Klaus who has brought us here, he is one of the oldest here and he’s commanding some respect. He leads us to a darker corner where vodka is quietly added to the cordial jars. Very good Russian vodka in East Berlin. “Why is this being kept secret?” Stephen asks, and Klaus explains that some of the kids there have parents who are informers, and even though they’re attending an illegal event, they might create chaos if they go home drink, so the underground party has its own underground section.
The Russian vodka takes hold, and we relax into our unexpected evening. Everyone is very friendly. It’s completely different to the gay bar. But, suddenly the music stops. Overhead white lights last on. I panic.
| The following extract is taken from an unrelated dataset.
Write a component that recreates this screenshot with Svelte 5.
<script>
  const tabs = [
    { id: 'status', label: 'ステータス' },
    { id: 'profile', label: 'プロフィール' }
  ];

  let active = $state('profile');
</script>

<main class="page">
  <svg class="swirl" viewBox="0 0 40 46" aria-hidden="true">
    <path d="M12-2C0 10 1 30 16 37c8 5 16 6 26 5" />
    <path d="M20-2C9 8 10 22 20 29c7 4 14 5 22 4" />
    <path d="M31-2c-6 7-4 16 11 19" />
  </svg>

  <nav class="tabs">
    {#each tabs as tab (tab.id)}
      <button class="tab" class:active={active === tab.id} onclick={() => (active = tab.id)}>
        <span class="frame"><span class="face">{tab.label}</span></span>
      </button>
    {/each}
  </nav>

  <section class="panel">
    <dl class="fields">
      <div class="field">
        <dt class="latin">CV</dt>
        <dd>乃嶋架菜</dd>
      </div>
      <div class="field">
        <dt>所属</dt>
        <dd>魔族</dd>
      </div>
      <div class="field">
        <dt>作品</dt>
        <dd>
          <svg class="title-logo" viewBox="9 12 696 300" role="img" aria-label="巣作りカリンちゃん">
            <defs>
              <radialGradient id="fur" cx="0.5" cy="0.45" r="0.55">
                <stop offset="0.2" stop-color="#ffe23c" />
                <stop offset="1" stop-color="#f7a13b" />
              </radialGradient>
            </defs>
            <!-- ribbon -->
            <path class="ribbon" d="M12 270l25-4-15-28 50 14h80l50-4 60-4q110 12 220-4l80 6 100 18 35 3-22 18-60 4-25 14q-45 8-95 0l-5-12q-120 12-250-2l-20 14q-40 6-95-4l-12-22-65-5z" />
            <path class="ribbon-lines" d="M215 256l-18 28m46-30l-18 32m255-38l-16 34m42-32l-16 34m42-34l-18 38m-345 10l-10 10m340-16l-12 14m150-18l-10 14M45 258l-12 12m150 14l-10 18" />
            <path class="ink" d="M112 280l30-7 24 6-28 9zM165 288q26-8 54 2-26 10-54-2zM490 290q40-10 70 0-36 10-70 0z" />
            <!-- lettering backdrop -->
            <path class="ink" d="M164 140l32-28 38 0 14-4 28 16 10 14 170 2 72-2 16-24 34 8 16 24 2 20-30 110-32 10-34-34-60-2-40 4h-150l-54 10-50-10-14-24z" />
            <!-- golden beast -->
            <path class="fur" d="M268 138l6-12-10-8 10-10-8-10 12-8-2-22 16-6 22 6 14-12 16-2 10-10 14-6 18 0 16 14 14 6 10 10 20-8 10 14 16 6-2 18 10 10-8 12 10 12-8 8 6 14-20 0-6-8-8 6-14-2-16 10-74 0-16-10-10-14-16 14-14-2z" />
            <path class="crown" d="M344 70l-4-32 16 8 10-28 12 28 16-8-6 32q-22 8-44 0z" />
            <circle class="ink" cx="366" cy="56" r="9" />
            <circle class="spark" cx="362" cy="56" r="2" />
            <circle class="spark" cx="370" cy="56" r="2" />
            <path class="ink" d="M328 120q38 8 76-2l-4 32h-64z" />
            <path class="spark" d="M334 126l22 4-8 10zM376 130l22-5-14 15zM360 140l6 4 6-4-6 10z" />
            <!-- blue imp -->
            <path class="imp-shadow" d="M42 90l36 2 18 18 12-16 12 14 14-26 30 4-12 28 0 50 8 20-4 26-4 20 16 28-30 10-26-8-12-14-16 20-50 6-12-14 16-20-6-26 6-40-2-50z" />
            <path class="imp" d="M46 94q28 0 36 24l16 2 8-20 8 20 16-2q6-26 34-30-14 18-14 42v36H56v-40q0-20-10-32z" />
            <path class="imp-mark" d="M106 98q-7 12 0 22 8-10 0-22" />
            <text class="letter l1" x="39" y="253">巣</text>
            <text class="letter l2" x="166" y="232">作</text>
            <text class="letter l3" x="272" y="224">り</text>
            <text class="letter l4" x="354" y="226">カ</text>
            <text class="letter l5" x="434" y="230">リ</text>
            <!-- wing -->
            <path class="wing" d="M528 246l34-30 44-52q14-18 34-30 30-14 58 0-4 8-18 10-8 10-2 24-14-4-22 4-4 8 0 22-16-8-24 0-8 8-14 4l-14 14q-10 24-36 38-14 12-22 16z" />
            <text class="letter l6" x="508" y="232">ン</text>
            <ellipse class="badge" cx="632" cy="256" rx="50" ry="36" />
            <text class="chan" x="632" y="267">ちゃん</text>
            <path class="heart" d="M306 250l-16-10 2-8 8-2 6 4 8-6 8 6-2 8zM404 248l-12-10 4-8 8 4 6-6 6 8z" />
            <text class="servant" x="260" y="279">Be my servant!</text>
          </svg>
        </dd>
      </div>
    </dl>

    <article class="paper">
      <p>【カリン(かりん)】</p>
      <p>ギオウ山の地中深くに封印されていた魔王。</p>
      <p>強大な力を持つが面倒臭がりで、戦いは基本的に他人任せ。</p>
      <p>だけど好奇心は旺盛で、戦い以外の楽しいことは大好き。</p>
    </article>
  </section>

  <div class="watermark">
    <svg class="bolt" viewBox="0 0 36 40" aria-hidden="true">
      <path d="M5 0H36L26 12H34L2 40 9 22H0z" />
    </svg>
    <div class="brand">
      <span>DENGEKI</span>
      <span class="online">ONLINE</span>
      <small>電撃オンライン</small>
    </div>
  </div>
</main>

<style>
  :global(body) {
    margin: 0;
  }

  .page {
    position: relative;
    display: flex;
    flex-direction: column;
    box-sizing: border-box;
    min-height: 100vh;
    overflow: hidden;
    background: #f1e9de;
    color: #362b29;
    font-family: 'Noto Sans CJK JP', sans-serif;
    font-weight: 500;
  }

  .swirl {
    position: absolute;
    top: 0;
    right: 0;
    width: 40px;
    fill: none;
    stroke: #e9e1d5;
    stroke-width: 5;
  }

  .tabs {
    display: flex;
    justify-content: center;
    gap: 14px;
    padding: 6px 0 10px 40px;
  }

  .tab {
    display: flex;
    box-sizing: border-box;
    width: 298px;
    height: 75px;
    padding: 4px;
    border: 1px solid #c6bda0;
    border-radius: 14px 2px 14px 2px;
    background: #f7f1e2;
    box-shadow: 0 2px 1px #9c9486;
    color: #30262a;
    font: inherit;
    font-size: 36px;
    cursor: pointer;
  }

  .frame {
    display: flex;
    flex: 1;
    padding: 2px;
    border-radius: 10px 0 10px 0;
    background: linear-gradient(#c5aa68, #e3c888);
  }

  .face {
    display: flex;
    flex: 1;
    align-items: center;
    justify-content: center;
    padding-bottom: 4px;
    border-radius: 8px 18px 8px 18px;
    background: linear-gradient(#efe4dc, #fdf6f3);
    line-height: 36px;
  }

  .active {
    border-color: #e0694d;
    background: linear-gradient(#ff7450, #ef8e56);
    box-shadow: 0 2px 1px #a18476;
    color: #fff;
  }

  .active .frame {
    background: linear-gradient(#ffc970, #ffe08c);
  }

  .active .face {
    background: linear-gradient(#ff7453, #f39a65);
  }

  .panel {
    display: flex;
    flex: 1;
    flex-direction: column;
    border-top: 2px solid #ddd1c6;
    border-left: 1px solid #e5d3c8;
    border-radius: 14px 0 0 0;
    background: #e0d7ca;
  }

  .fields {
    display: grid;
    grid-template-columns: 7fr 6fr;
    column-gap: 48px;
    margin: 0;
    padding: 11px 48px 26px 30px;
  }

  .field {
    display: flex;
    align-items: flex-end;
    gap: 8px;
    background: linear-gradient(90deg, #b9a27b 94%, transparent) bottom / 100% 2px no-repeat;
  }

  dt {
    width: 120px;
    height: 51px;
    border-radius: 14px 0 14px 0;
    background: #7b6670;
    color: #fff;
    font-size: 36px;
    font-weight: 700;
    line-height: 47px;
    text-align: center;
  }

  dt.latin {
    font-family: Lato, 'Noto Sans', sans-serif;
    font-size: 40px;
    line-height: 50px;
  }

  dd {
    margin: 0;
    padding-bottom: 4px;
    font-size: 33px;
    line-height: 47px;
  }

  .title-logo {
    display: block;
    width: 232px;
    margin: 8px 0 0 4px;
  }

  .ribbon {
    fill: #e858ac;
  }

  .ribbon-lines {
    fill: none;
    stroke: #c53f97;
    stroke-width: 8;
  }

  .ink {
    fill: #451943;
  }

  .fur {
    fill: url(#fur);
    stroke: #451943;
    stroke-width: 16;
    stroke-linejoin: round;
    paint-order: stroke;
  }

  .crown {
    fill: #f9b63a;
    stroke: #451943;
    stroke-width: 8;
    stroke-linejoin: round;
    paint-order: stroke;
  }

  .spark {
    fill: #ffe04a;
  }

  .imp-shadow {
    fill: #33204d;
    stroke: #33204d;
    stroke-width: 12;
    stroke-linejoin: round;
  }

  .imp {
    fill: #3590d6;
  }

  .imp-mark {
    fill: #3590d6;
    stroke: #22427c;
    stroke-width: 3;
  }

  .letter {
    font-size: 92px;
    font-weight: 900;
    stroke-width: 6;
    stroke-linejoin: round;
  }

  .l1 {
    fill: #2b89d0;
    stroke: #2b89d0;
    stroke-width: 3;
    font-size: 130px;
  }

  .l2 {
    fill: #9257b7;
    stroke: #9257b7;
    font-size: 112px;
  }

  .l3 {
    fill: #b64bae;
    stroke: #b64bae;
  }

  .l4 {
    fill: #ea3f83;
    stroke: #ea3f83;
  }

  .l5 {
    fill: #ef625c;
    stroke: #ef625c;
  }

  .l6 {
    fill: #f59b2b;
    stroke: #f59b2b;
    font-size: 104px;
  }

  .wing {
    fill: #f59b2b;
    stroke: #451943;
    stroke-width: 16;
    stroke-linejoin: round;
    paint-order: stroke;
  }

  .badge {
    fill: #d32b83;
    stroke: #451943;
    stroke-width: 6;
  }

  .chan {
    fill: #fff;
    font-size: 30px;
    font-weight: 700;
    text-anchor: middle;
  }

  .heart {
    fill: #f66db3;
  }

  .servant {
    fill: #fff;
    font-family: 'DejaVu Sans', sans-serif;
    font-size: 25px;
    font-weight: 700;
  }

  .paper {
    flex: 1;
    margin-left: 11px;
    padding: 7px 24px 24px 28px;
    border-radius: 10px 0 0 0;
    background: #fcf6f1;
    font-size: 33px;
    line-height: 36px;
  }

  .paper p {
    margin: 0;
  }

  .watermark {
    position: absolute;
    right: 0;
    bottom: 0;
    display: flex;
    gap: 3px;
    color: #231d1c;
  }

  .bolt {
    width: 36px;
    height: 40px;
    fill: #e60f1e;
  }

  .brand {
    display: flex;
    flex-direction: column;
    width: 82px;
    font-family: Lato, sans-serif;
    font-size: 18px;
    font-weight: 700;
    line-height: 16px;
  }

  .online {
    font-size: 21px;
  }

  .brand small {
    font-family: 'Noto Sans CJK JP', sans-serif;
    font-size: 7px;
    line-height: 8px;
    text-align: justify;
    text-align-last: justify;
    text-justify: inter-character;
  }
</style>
Is this a raid? Only Stephen and I are reacting, so we say, “Klaus, what’s going on?” He says, “Oh, it’s the 15-minute break,” and wanders off to refill the cordial jars.
“What are we having a break from, Klaus?” He says, “Oh, from the atmosphere, of course.” And, indeed, after 15 minutes, the party suddenly resumes, and we later discover that the official state-led youth dances have a compulsory 15-minute break, and this cultural practice has carried on into the underground.
Stephen and I are completely smashed by the time we reach the border. It’s 10 minutes before the midnight deadline. It’s sort of like this Cold War Cinderella scenario.
Klaus points to the Berlin Wall. “Look at that thing,” he says, and he suddenly grabs me by the waist, lifts me up. He says, “When I was a kid, I wanted to see what was over it, and now… You know, sometimes… I wonder if there’s anything worth seeing there at all,” and sort of trails off, not finishing the drunken thought. But then he says, “Bist do schwule?” – “Are you gay?” And I say, “Yes.” He goes, “Iche dachte,” – “I thought so,” he said. “Stephen’s been looking at you all night, Simon.” I don’t translate for Stephen.
“I’m not gay,” says Klaus, “but we are all happy in the world together.” It’s like this exploding Disney princess moment. There’s a real heart in it, and we all embrace before Stephen and I head back into the station across the line that Klaus is not allowed to cross.
On the sleepy train journey, Stephen leans over and just suddenly kisses me, but I gently pull back, holding his stare for an almost German length.
You see, I finally… Finally, I’ve made a gay friend, someone I can go on adventures with, and I don’t want to ruin it all. I’ve actually… I’ve found a friend. Thank you.